Translating genetic sequences into distance measures and evolutionary time scales requires assumptions about rates of change that are not universally accepted. Nevertheless, convincing recent work indicates that several major speciation events occurred several million years ago in Baikal (Timoshkin, 1997; Sherbakov, 1999). Perhaps more interesting is that molecular studies also indicate that some of the most highly morphologically adapted species in Baikal are more closely related to non-Baikalian taxa than to other endemic species (Sherbakov, 1999). Isolation mechanisms produce new species and basically these operate within (sympatry) or across (allopatry) reproductive barriers. Lake Baikal offers a continuous and well-mixed aqueous milieu, but recent geological changes, such as the emergence of the Ushkany Islands and separation of the Maloe More, are likely promoters of local speciation events. The uniform deep-water biotope in Baikal occupies some 10 000 km2 and here vicariance speciation is perhaps more difficult to explain.

Species flocks are a special feature of ancient lakes and probably the world's best aquatic examples are ciclid flsh in Tanganyika (e.g., Greenwood, 1994) and the gammarids of Baikal. Flock-forming processes are under constant debate and formulating a coherent unifying explanation offers a robust challenge to students of evolution and ecology. Centres of high endemism might merely reflect low extinction rates (Rosenzweig, 1995) but this begs the question about causes. Ecology and competition are the drivers of evolution but a gap needs bridging between these modern processes and the slow process of speciation. Comparative molecular genetics and morphological studies in Baikal are however beginning to elucidate evolutionary patterns such as the Pleistocene radiations of cottoid fish (e.g., Timoshkin, 1997). Rigorous hypothesis testing about the past and present distributions of endemic taxa in Baikal is required, and in the case of diatoms, this lake is fortunate in having at least 5 million years of excellent fossil records.

Regional Diversity and Rarity

Despite the interest in evolutionary mechanisms, researching the nature of endemicity and its relation to local and regional distributions in the lake is equally important. Evolution certainly generated the endemic biota of Lake Baikal but ecology in its broadest sense determines the proportions of taxa present today. How species distribution patterns and centres and gradients are regulated and related to endemicity and to current ecological conditions in the lake remains poorly known. Species rarity is an important consideration in conservation ethics (Galston, 1994) and its relationship within endemicity with Baikal requires elucidation. Furthermore, in order to place Baikal's biota in an objective global context, endemic taxa should be compared with more cosmopolitan forms using cladistic analysis as well as ecological and biogeographical criteria.

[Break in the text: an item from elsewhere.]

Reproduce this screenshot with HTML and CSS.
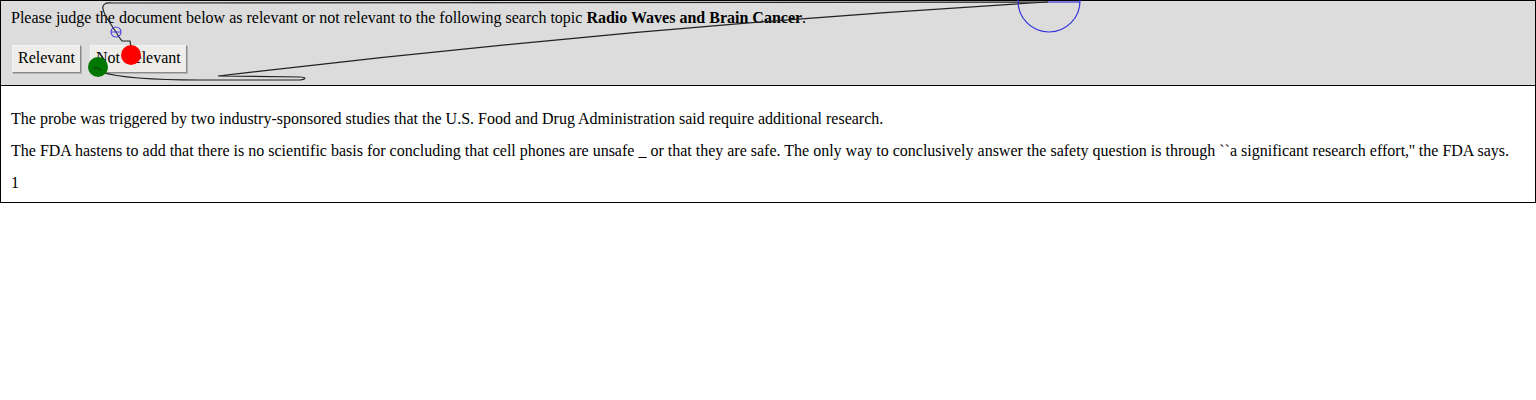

Especially for the lower groups, (e.g., protozoa, benthic algae, flat worms), verified species inventories in relation to systematic mapping of habitat type and location is required to quantify diversity patterns and to identify vulnerable key taxon groups and habitat zones. Such work is a prerequisite for the formulation of effective biodiversity monitoring and conservation policy for this lake's largely unique benthic biota.